At the time I was interested to find an affinity to the “Memory Theaters” described by Frances Yates in her book, “The Art of Memory”. (Routledge and Kegan Paul, 1966) “The House” was also a precursor to the “Art as Visual Language” approach, in that the Visual Language is involved in an “art of memory”, its visual calligraphic markings being a mnemonic device for remembering moments of perception and thought during one’s Walk in landscape, and, in transforming and combining these markings in new ways, possibly reaching toward other levels of awareness. At this time, 1967, I also found relevance in the work of R.D. Laing.

“A Word”, drawing, ink on paper.

The drawing expresses my sense of being “stunned” when first seeing the Luberon Landscape in France. Its beauty and variegated forms, of having been cultivated for centuries by a cultural tradition of paysan farmers, prompted me to find a mode of registering fleeting or numinous impressions, wherein words alone, or images alone, are not enough. Thus the pencil here falls from the person’s hand, and a peculiar word-image form emerges from her mouth, one by which she herself is puzzled… One has to go beyond one’s usual sense of self to begin to understand.

“Poeme-Dessin” (“Poem-Drawing”), with poem, “My skin, like an open door…”, ink

and colored pencils on Canson paper, 19.6” x 16.5”, 1986

Transcoding of a poem I wrote, into the Visual Language expression: I took the poem through the sequence of steps used for a Walk, by which, via a choice of calligraphic/pictographic markings the Walk, or, here, the poem, is summarized -- and an organic grid, or “Basic-Format”, is created. Within the Basic-Format various elements of the poem, as visualized within the landscape, are drawn. The transcoding leads to one’s having new associations of meaning, in addition to what one may have thought when initially writing the poem.


Jean Peytard, professor of semiotics and linguistics, of the University of Franche-Comté in Besançon, France, asked me to write an article about this work. The article, “Art et Langage Visuel; Transcodage du Poème en Dessin”, was published in 1992. (See Writings.)

“Ants Inaugurate the Love Parade”, ink on paper, 11.5” x 8”.

Many of my drawings have a theme of couples, they can be not only human, but also turtles or, here, birds. This drawing, as well as the next three here, can be considered a “Free Drawing”, in contrast to the artwork I do within the “Art as Visual Language” approach, where a series of structured steps leads to a Basic-Format. (See Landscape Alphabet.)

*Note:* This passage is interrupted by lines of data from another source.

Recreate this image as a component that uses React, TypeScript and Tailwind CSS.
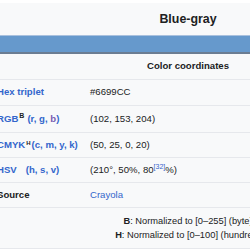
import React from 'react'

// Infobox rows: label node + value node
const link = 'text-[#3366cc]'

function Row({ label, value, h }: { label: React.ReactNode; value: React.ReactNode; h: string }) {
  return (
    <div className={`grid grid-cols-[100px_1fr] items-center border-t border-[#e6e8ec] ${h}`}>
      <div className="pl-[7px] font-bold whitespace-nowrap">{label}</div>
      <div className="whitespace-nowrap text-[#202122]">{value}</div>
    </div>
  )
}

export default function App() {
  return (
    <div className="w-[250px] h-[250px] overflow-hidden bg-white" style={{ fontFamily: '"Liberation Sans", Arial, sans-serif' }}>
      <div className="ml-[-10px] mt-[3px] w-[396px] bg-[#f8f9fa] border-b border-[#e6e8ec] text-[9.6px] text-[#202122]">
        {/* Title */}
        <div className="h-[32px] flex items-center justify-center text-[12.4px] font-bold leading-none pt-[1px]">Blue-gray</div>

        {/* Swatch */}
        <div className="h-[19px] bg-[#6699cc] border-t border-[#a9c1de] border-b-2 border-b-[#6b7d92]" />

        {/* Section header */}
        <div className="h-[25px] flex items-center justify-center font-bold">Color coordinates</div>

        <Row h="h-[26px]" label={<span className={link}>Hex triplet</span>} value="#6699CC" />
        <Row
          h="h-[27px]"
          label={
            <span className={link}>
              RGB<sup className="text-[#202122] text-[7px] ml-[1px]">B</sup>
              <span className="ml-[3px]">(r, g, <span className="text-[#795cb2]">b</span>)</span>
            </span>
          }
          value="(102, 153, 204)"
        />
        <Row
          h="h-[25px]"
          label={
            <span className={link}>
              CMYK<sup className="text-[#202122] text-[6px] ml-[1px]">H</sup>
              <span className="ml-[1px]">(c, m, y, k)</span>
            </span>
          }
          value="(50, 25, 0, 20)"
        />
        <Row
          h="h-[25px]"
          label={
            <span className={link}>
              HSV<span className="ml-[9px]">(h, s, v)</span>
            </span>
          }
          value={
            <>
              (210°, 50%, 80<sup className={`${link} text-[7px]`}>[32]</sup>%)
            </>
          }
        />
        <Row h="h-[25px]" label="Source" value={<span className={link}>Crayola</span>} />

        {/* Footnotes */}
        <div className="border-t border-[#e6e8ec] h-[41px] flex flex-col items-center justify-center text-[9.3px] leading-[14px]">
          <div>
            <b>B</b>: Normalized to [0–255] (byte)
          </div>
          <div>
            <b>H</b>: Normalized to [0–100] (hundred)
          </div>
        </div>
      </div>
    </div>
  )
}
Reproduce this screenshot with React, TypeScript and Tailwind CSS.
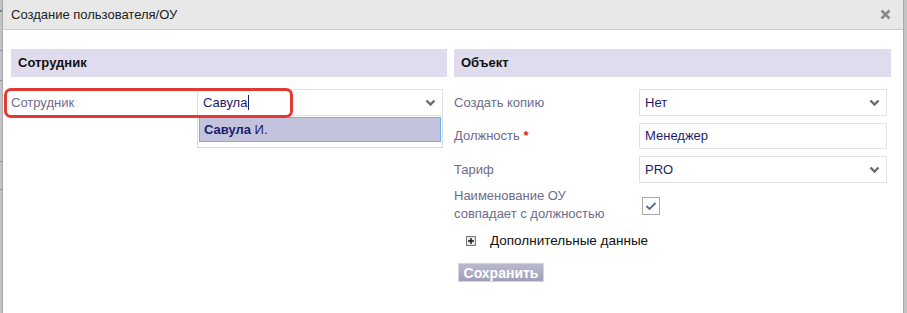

The next three images are details of Free Drawings, in which we can zoom in on the theme of music: though the central theme of the second and third is the relationship between two people, the details invite our awareness of the bustling life in the margins of the drawings: tiny scenes of daily life, animals and people, may remind one of illuminated manuscripts or Persian miniatures, with which I feel an affinity. Within these scenes, the music is perhaps an expression of a certain joie de vivre, sometimes intimate, sometimes exuberant, and in any case wishing to be shared, “heard” even in the silent medium of visual images…

Detail, from “Le Vieux Psychanalyst, Ami”

(“The Old Psychoanalyst, Friend”), ink on paper, 20” x 14”.

Detail, from “A Branch of Air”,

free drawing with poem inscribed by way of the Landscape Alphabet,

ink on paper, 30” x 22.44”.

Detail, from “Falling Into the Light”, (Dancing Couple With Fish Hands),

black, gold and silver inks on paper, 20” x 14”.

Two small drawings, “They are We, We are They”, of a series, relating to a bird which got caught in electric wires, then was cared for by a Center for the care of wild animals (the “Centre Régional de Sauvegarde de la Faune Sauvage”, in Buoux, France.) The drawings were exhibited in defense of this Center, at a time when it was threatened with being closed.

“They are We, We are They”

Drawing for the cover of the book, “Le scripteur et ses signifiants en six Chants, ou le miroir brisé de Maldoror: sémiotique pour Lautréamont,” by Lois Nathan; Publisher, Université of Rouen, France, 2002.

“Memories of Tribal India”, ink on paper.